Why this matters beyond a single oops
A few important, broader points explain why an apparently small defensive fix merits attention:- The bug’s presence in a widely used kernel subsystem (DRM / amdgpu) means it reaches many device classes: desktops, laptops, embedded systems, and cloud images. Vulnerabilities in kernel drivers frequently have out‑sized operational impact because they execute with kernel privileges and can affect fundamental host availability.
- The attacker model is realistic. Many modern systems expose GPU devices to non‑root users for legitimate reasons (compute APIs, local rendering, virtualized GPU sharing). That exposure makes local denial‑of‑service trivially attainable if the underlying code allows NULL dereferences.
- The fix is defensive and demonstrates good kernel hygiene: missing NULL checks are a recurring pattern class in device drivers, and addressing them in a targeted way reduces the attack surface and prevents simple crash primitives that can be weaponized in other exploit chains.
Cross‑verification and evidence
Multiple independent sources corroborate the vulnerability description, impact, and remediation:- National Vulnerability Database (NVD) records the CVE and summarizes the fix and affected code path.
- The upstream kernel patch and related stable‑tree cherry‑picks show the actual code diff where additional null checks were added; these appear in kernel commit logs and mailing‑list posts documenting the change.
- Open Source Vulnerability (OSV) and distribution security trackers list the CVE and map it to vendor advisories and patched package numbers, enabling operators to find the correct package updates for their systems.
Practical examples: who should patch first
- Multi‑user servers and shared workstations: patch immediately. These systems are most exposed to local, unprivileged actors who might accidentally or deliberately trigger the condition.

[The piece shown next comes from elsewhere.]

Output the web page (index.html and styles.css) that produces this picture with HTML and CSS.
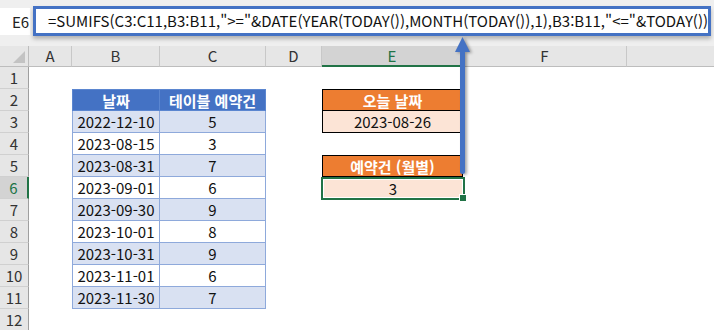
FILE: index.html
```html
<!DOCTYPE html>
<html lang="ko">
<head>
<meta charset="utf-8">
<link rel="stylesheet" href="styles.css">
</head>
<body>
<div class="app">
  <div class="fbar">
    <div class="namebox">E6</div>
    <div class="formula">=SUMIFS(C3:C11,B3:B11,"&gt;="&amp;DATE(YEAR(TODAY()),MONTH(TODAY()),1),B3:B11,"&lt;="&amp;TODAY())</div>
  </div>
  <div class="sheet">
    <div class="corner"></div>
    <div class="ch">A</div><div class="ch">B</div><div class="ch">C</div><div class="ch">D</div><div class="ch sel">E</div><div class="ch">F</div><div class="ch last"></div>

    <div class="rh">1</div><div></div><div></div><div></div><div></div><div></div><div></div><div></div>

    <div class="rh">2</div><div></div><div class="c th first">날짜</div><div class="c th">테이블 예약건</div><div></div><div class="c oh">오늘 날짜</div><div></div><div></div>

    <div class="rh">3</div><div></div><div class="c band first">2022-12-10</div><div class="c band">5</div><div></div><div class="c ov">2023-08-26</div><div></div><div></div>

    <div class="rh">4</div><div></div><div class="c first">2023-08-15</div><div class="c">3</div><div></div><div></div><div></div><div></div>

    <div class="rh">5</div><div></div><div class="c band first">2023-08-31</div><div class="c band">7</div><div></div><div class="c oh">예약건 (월별)</div><div></div><div></div>

    <div class="rh sel">6</div><div></div><div class="c first">2023-09-01</div><div class="c">6</div><div></div><div class="c ov active">3</div><div></div><div></div>

    <div class="rh">7</div><div></div><div class="c band first">2023-09-30</div><div class="c band">9</div><div></div><div></div><div></div><div></div>

    <div class="rh">8</div><div></div><div class="c first">2023-10-01</div><div class="c">8</div><div></div><div></div><div></div><div></div>

    <div class="rh">9</div><div></div><div class="c band first">2023-10-31</div><div class="c band">9</div><div></div><div></div><div></div><div></div>

    <div class="rh">10</div><div></div><div class="c first">2023-11-01</div><div class="c">6</div><div></div><div></div><div></div><div></div>

    <div class="rh">11</div><div></div><div class="c band first">2023-11-30</div><div class="c band">7</div><div></div><div></div><div></div><div></div>

    <div class="rh">12</div><div></div><div></div><div></div><div></div><div></div><div></div><div></div>
  </div>
  <svg class="arrow" width="30" height="150" viewBox="0 0 30 150">
    <rect x="10" y="14" width="5" height="124" rx="2.5" fill="#4472c4"/>
    <polygon points="12.5,1 5,16 20,16" fill="#4472c4"/>
  </svg>
</div>
</body>
</html>
```

FILE: styles.css
```css
* { box-sizing: border-box; }
html, body { margin: 0; padding: 0; background: #fff; }
body {
  width: 714px;
  height: 330px;
  overflow: hidden;
  font-family: "Noto Sans CJK KR", "Noto Sans", sans-serif;
  color: #000;
}
.app { position: relative; width: 714px; height: 330px; overflow: hidden; }

.fbar {
  height: 46px;
  background: #efefef;
  display: flex;
  align-items: flex-start;
  padding-top: 6px;
}
.namebox {
  width: 30px;
  height: 27px;
  margin-top: 2px;
  background: #fff;
  font-size: 15px;
  line-height: 27px;
  padding-left: 12px;
  color: #222;
  white-space: nowrap;
}
.formula {
  margin-left: 3px;
  width: 678px;
  height: 30px;
  border: 3px solid #4472c4;
  background: #fff;
  box-shadow: 0 3px 4px rgba(0,0,0,0.25);
  font-size: 15px;
  line-height: 24px;
  padding-left: 12px;
  white-space: nowrap;
  overflow: hidden;
  color: #111;
  letter-spacing: 0;
}

.sheet {
  display: grid;
  grid-template-columns: 29px 43px 88px 106px 56px 141px 164px 1fr;
  grid-template-rows: 21px repeat(12, 22px);
  font-size: 15px;
}
.corner {
  background: #e6e6e6;
  border-right: 1px solid #bdbdbd;
  border-bottom: 1px solid #bdbdbd;
  position: relative;
}
.corner::after {
  content: "";
  position: absolute;
  right: 3px;
  bottom: 3px;
  width: 0; height: 0;
  border-left: 12px solid transparent;
  border-bottom: 12px solid #c3c3c3;
}
.ch {
  background: #e6e6e6;
  border-right: 1px solid #c8c8c8;
  border-bottom: 1px solid #bdbdbd;
  text-align: center;
  line-height: 20px;
  color: #333;
}
.ch.last { border-right: none; }
.ch.sel {
  background: #d3d3d3;
  border-bottom: 2px solid #217346;
  color: #217346;
}
.rh {
  background: #e6e6e6;
  border-right: 1px solid #9f9f9f;
  border-bottom: 1px solid #d0d0d0;
  text-align: center;
  line-height: 22px;
  color: #333;
}
.rh.sel {
  background: #d3d3d3;
  border-right: 2px solid #217346;
  color: #217346;
}

.c {
  text-align: center;
  line-height: 21px;
  white-space: nowrap;
  border-right: 1px solid #8ea9db;
  border-bottom: 1px solid #8ea9db;
  color: #111;
}
.c.first { border-left: 1px solid #8ea9db; }
.c.th {
  background: #4472c4;
  color: #fff;
  font-weight: bold;
  border-top: 1px solid #8ea9db;
  border-color: #5b86d0;
}
.c.band { background: #d9e1f2; }

.c.oh {
  background: #ed7d31;
  color: #fff;
  font-weight: bold;
  border: 1px solid #000;
}
.c.ov {
  background: #fce4d6;
  border: 1px solid #000;
  border-top: none;
}
.c.active {
  position: relative;
  border: 2px solid #217346;
  margin: 0 -2px -1px -1px;
  box-shadow: inset 0 0 0 1px #fff;
  line-height: 19px;
}
.c.active::after {
  content: "";
  position: absolute;
  right: -4px;
  bottom: -4px;
  width: 6px;
  height: 6px;
  background: #217346;
  border: 1px solid #fff;
}

.arrow {
  position: absolute;
  left: 450px;
  top: 36px;
  filter: drop-shadow(2px 1px 1.5px rgba(0,0,0,0.35));
}
```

- Developer workstations used to build or test GPU‑driven stacks: patch quickly to avoid CI interruptions.
- GPU‑attached cloud hosts or VMs used for GPU workloads: coordinate with your cloud provider and apply vendor patches as they become available; consider restricting device access if immediate patching is not possible.
- Home desktops with one trusted user: patch on your normal maintenance cadence, keeping in mind that the risk model is lower if the system has a single trusted user and limited third‑party code running.

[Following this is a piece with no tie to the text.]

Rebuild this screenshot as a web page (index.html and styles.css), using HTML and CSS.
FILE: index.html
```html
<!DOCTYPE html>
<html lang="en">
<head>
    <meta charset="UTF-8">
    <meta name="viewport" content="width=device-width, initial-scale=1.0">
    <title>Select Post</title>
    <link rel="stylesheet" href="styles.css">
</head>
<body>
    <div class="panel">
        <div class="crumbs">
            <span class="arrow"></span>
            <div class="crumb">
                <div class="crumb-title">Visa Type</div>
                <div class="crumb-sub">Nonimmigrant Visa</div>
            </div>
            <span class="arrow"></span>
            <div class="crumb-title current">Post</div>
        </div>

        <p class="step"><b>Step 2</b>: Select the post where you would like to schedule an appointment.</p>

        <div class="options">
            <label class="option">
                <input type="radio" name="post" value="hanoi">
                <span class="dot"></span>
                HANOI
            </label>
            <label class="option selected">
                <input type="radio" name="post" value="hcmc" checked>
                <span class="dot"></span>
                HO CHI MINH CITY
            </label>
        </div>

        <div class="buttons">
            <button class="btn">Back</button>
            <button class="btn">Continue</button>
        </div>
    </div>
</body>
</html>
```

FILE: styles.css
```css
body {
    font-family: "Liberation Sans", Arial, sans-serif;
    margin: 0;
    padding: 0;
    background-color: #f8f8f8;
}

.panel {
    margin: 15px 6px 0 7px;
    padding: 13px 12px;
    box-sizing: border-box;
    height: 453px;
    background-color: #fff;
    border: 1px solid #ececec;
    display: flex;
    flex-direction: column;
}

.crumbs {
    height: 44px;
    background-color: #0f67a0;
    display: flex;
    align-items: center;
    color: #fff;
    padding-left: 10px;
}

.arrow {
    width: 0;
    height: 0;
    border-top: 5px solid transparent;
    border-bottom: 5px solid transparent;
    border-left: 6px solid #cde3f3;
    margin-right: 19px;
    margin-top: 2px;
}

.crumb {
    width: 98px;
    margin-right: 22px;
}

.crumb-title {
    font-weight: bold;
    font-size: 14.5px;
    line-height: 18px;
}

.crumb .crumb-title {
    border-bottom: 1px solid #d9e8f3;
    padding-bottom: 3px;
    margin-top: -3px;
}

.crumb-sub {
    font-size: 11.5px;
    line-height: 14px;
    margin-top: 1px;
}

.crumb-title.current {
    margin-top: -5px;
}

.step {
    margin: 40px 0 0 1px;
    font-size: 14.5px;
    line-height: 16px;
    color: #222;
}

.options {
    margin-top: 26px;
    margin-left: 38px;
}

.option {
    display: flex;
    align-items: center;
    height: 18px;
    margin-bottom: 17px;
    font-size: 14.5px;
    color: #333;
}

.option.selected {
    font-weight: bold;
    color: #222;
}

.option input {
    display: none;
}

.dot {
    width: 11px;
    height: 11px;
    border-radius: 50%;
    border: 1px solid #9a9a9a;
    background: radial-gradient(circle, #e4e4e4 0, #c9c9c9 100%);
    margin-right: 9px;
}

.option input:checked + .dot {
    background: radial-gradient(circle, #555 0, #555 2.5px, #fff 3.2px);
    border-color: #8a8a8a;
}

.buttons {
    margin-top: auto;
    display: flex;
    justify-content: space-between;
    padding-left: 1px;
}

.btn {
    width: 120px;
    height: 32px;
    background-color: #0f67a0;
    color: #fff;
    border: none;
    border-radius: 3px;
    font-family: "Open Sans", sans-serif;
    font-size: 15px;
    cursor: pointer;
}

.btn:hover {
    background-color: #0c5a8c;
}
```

What we do not know (and what to watch for)
- Public exploit code: at the time of publication there is no confirmed public proof‑of‑concept demonstrating remote or ralation stemming from this defect; the primary impact remains denial of service. Track vulnerability feeds and distribution advisories for any sudden changes in exploitation reports.
- Secondary impacts: while this CVE itself is availability‑centred, kernel oops primitives are often useful building blocks for more complex exploitation. Security teams should remain vigilant for correlated vulnerabilities that could widen the impact surface.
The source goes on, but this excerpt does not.